Re-evaluating the PSP and DS

After a colleague bought a PSP, I decided to re-evaluate the PSP and DS. I did some more research, looked at the available games, pricing, and features. I still enjoy my Game Boy Advance SP, and stand by what I wrote earlier in the year.

But I didn’t place enough importance on how it is the games that sell a platform. Forgetting the price tag or the cool non-game features (internet and movies), the PSP’s initial game lineup wasn’t that appealing to me. If I wanted those games I would own a PS2. There are definitely a few gems in there, though — Lumines looks very good.
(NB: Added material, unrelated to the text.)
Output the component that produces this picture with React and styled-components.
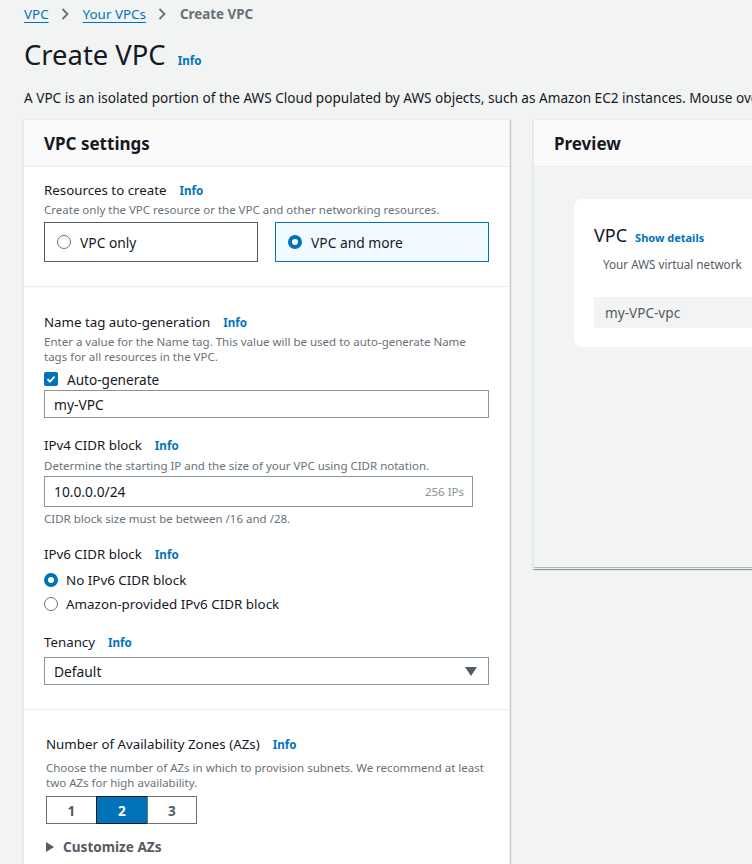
import React from 'react';
import styled, { createGlobalStyle } from 'styled-components';

const GlobalStyle = createGlobalStyle`
  html, body {
    margin: 0;
    padding: 0;
    background: #f2f3f3;
    overflow: hidden;
  }
  body {
    font-family: "Noto Sans", "Open Sans", sans-serif;
    color: #16191f;
  }
  * { box-sizing: border-box; }
`;

const Page = styled.div`
  width: 1100px;
  padding: 4px 0 0 24px;
`;

const Breadcrumbs = styled.nav`
  display: flex;
  align-items: center;
  gap: 12px;
  font-size: 13.4px;
  line-height: 20px;
`;

const Crumb = styled.a`
  color: #0073bb;
  text-decoration: underline;
  text-underline-offset: 3px;
`;

const CrumbCurrent = styled.span`
  color: #687078;
  font-weight: 700;
`;

const TitleRow = styled.div`
  display: flex;
  align-items: baseline;
  gap: 12px;
  margin-top: 14px;
`;

const Title = styled.h1`
  margin: 0;
  font-size: 27.4px;
  line-height: 34px;
  font-weight: 400;
`;

const Info = styled.a`
  color: #0073bb;
  font-size: ${p => p.$size ?? 11.6}px;
  font-weight: 700;
  margin-left: ${p => p.$gap ?? 13}px;
`;

const Intro = styled.p`
  margin: 16px 0 0;
  font-size: 13.6px;
  line-height: 20px;
  white-space: nowrap;
`;

const Columns = styled.div`
  display: grid;
  grid-template-columns: 487px 400px;
  gap: 23px;
  align-items: start;
  margin-top: 11px;
  margin-left: -1px;
`;

const Panel = styled.section`
  background: #fff;
  border: 1px solid #eaeded;
  box-shadow: 0 1px 1px 0 rgba(0, 28, 36, 0.3), 1px 1px 1px 0 rgba(0, 28, 36, 0.15);
`;

const PanelHeader = styled.header`
  height: 47px;
  display: flex;
  align-items: center;
  padding: 0 20px;
  background: #fafafa;
  border-bottom: 1px solid #eaeded;
  font-size: 17px;
  font-weight: 700;
`;

const Section = styled.div`
  display: flex;
  flex-direction: column;
  padding: ${p => p.$top}px ${p => p.$right ?? 20}px ${p => p.$bottom}px ${p => p.$left ?? 20}px;
  border-bottom: ${p => (p.$last ? 'none' : '1px solid #eaeded')};
`;

const Label = styled.div`
  font-size: 13.3px;
  line-height: 20px;
  margin-top: ${p => p.$mt || 0}px;
`;

const Hint = styled.div`
  font-size: 11.5px;
  line-height: 15px;
  color: #687078;
  margin-top: ${p => p.$mt || 0}px;
`;

const Tiles = styled.div`
  display: grid;
  grid-template-columns: 214px 214px;
  gap: 17px;
  margin-top: 5px;
`;

const Tile = styled.div`
  height: 40px;
  display: flex;
  align-items: center;
  gap: 9px;
  padding-left: 12px;
  font-size: 13.8px;
  border: 1px solid ${p => (p.$on ? '#0073bb' : '#545b64')};
  background: ${p => (p.$on ? '#f1faff' : '#fff')};
`;

const Radio = styled.span`
  width: 14px;
  height: 14px;
  border-radius: 50%;
  flex: none;
  background: #fff;
  border: ${p => (p.$on ? '4px solid #0073bb' : '1px solid #687078')};
`;

const OptionRow = styled.label`
  display: flex;
  align-items: center;
  gap: 8px;
  height: 24px;
  font-size: 13.4px;
  margin-top: ${p => p.$mt || 0}px;
`;

const CheckRow = styled.label`
  display: flex;
  align-items: center;
  gap: 9px;
  height: 20px;
  font-size: 13.6px;
  margin-top: 5px;
`;

const Check = styled.span`
  width: 14px;
  height: 14px;
  border-radius: 2px;
  background: #0073bb;
  display: flex;
  align-items: center;
  justify-content: center;
`;

const Field = styled.div`
  display: flex;
  align-items: center;
  justify-content: space-between;
  width: ${p => p.$w || 445}px;
  height: ${p => p.$h || 28}px;
  margin-top: ${p => p.$mt || 0}px;
  padding: 0 8px 0 9px;
  border: 1px solid #879596;
  background: #fff;
  font-size: 13.8px;
`;

const FieldSuffix = styled.span`
  font-size: 11.5px;
  color: #879596;
`;

const Caret = styled.span`
  width: 0;
  height: 0;
  border-left: 6px solid transparent;
  border-right: 6px solid transparent;
  border-top: 9px solid #545b64;
  margin-right: 3px;
`;

const Segments = styled.div`
  display: flex;
  margin-top: 6px;
`;

const Segment = styled.button`
  width: ${p => p.$w}px;
  height: 28px;
  font-family: inherit;
  font-size: 13.6px;
  font-weight: 700;
  color: ${p => (p.$on ? '#fff' : '#545b64')};
  background: ${p => (p.$on ? '#0073bb' : '#fff')};
  border: 1px solid ${p => (p.$on ? '#16191f' : '#687078')};
  margin-left: ${p => (p.$first ? 0 : -1)}px;
  padding: 0;
`;

const Expander = styled.div`
  display: flex;
  align-items: center;
  gap: 9px;
  margin-top: 13px;
  font-size: 13.6px;
  font-weight: 700;
  color: #545b64;
`;

const Arrow = styled.span`
  width: 0;
  height: 0;
  border-top: 5px solid transparent;
  border-bottom: 5px solid transparent;
  border-left: 8px solid #545b64;
`;

const PreviewBody = styled.div`
  height: 401px;
  background: #f2f3f3;
  padding: 32px 0 0 40px;
  border-bottom: 1px solid #aab7b8;
`;

const PreviewCard = styled.div`
  width: 320px;
  height: 148px;
  background: #fff;
  border-radius: 8px;
  padding: 24px 20px 0;
`;

const CardTitle = styled.div`
  display: flex;
  align-items: baseline;
  font-size: 18px;
  line-height: 24px;
`;

const CardSub = styled.div`
  font-size: 11.7px;
  line-height: 16px;
  color: #545b64;
  margin: 6px 0 0 9px;
`;

const CardValue = styled.div`
  height: 31px;
  margin-top: 25px;
  padding-left: 11px;
  display: flex;
  align-items: center;
  background: #f2f3f3;
  font-size: 13.6px;
  color: #545b64;
`;

const Chevron = () => (
  <svg width="8" height="12" viewBox="0 0 8 12" style={{ marginRight: 2 }}>
    <path d="M1.5 1l5 5-5 5" fill="none" stroke="#687078" strokeWidth="1.8" />
  </svg>
);

export default function App() {
  return (
    <>
      <GlobalStyle />
      <Page>
        <Breadcrumbs>
          <Crumb>VPC</Crumb>
          <Chevron />
          <Crumb>Your VPCs</Crumb>
          <Chevron />
          <CrumbCurrent>Create VPC</CrumbCurrent>
        </Breadcrumbs>
        <TitleRow>
          <Title>Create VPC</Title>
          <Info $gap={0}>Info</Info>
        </TitleRow>
        <Intro>
          A VPC is an isolated portion of the AWS Cloud populated by AWS objects, such as Amazon EC2 instances. Mouse over a resource to highlight the related resources.
        </Intro>
        <Columns>
          <Panel>
            <PanelHeader>VPC settings</PanelHeader>
            <Section $top={13} $bottom={24}>
              <Label>Resources to create<Info>Info</Info></Label>
              <Hint $mt={1}>Create only the VPC resource or the VPC and other networking resources.</Hint>
              <Tiles>
                <Tile><Radio />VPC only</Tile>
                <Tile $on><Radio $on />VPC and more</Tile>
              </Tiles>
            </Section>
            <Section $top={25} $bottom={24}>
              <Label>Name tag auto-generation<Info>Info</Info></Label>
              <Hint $mt={1}>
                Enter a value for the Name tag. This value will be used to auto-generate Name tags for all resources in the VPC.
              </Hint>
              <CheckRow>
                <Check>
                  <svg width="10" height="10" viewBox="0 0 10 10">
                    <path d="M1.5 5.2l2.4 2.4 4.6-5" fill="none" stroke="#fff" strokeWidth="1.8" />
                  </svg>
                </Check>
                Auto-generate
              </CheckRow>
              <Field $mt={1}>my-VPC</Field>
              <Label $mt={17}>IPv4 CIDR block<Info>Info</Info></Label>
              <Hint $mt={2}>Determine the starting IP and the size of your VPC using CIDR notation.</Hint>
              <Field $mt={3} $w={429} $h={31}>
                10.0.0.0/24
                <FieldSuffix>256 IPs</FieldSuffix>
              </Field>
              <Hint $mt={4}>CIDR block size must be between /16 and /28.</Hint>
              <Label $mt={18}>IPv6 CIDR block<Info>Info</Info></Label>
              <OptionRow $mt={3}><Radio $on />No IPv6 CIDR block</OptionRow>
              <OptionRow><Radio />Amazon-provided IPv6 CIDR block</OptionRow>
              <Label $mt={16}>Tenancy<Info>Info</Info></Label>
              <Field $mt={4}>
                Default
                <Caret />
              </Field>
            </Section>
            <Section $top={24} $bottom={40} $left={22} $right={16} $last>
              <Label>Number of Availability Zones (AZs)<Info>Info</Info></Label>
              <Hint $mt={5}>
                Choose the number of AZs in which to provision subnets. We recommend at least two AZs for high availability.
              </Hint>
              <Segments>
                <Segment $w={51} $first>1</Segment>
                <Segment $w={52} $on>2</Segment>
                <Segment $w={50}>3</Segment>
              </Segments>
              <Expander><Arrow />Customize AZs</Expander>
            </Section>
          </Panel>
          <Panel>
            <PanelHeader>Preview</PanelHeader>
            <PreviewBody>
              <PreviewCard>
                <CardTitle>VPC<Info $gap={8} $size={11}>Show details</Info></CardTitle>
                <CardSub>Your AWS virtual network</CardSub>
                <CardValue>my-VPC-vpc</CardValue>
              </PreviewCard>
            </PreviewBody>
          </Panel>
        </Columns>
      </Page>
    </>
  );
}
Not surprisingly when you consider the unique pen input option on the DS, the DS games are going in another direction entirely, and for the most part I like it. This video of an upcoming Kirby game looks fun, similar to the new Yoshi. And then there’s Electroplankton, a bizarre title that is less game than musical experiment.

4 color rebellion on casual gamers:

“Many gamers are so emersed in the medium, or have been at it so long, that they dont look at the casual market with open eyes. All of those new gamers Nintendo is talking about? This is where they are. They dont know what Final Fantasy is. They havent beaten Super Mario 64. Its the simple, enjoyable games that get them interested.”

I fall somewhere in between casual and hardcore gamer. I want games that I can learn fairly quickly, and that I can just as easily play for 10 minutes as 2 hours. I also enjoy old games (lately I’ve been mixing Advance Wars 2 with Super Mario Bros 2).

Getting back to the PSP vs. DS debate. Would I trade in two screens for a single screen the size of the PSP’s? Probably so. A next-generation Game Boy would ideally fit somewhere in the middle, with a larger screen than the current GBA but maybe not as big as the PSP, to keep that easy “in your pocket” advantage.

This illustrates the challenge Nintendo faces with their three-tier strategy. Although the DS can play GBA games, a new Game Boy is unlikely to play DS games. Nintendo is the unquestioned king of backwards compatibility, but it’s unclear how they are going to solve this puzzle.

After I wrote the above, Nintendo announced the Game Boy Micro. This is not the next-generation device that some were expecting, but it sure looks cool. It is lighter than an iPod mini and just a little bigger. If the price is right (and I expect it will be), and it works with the Play-yan for music and movies, this could be a killer little device.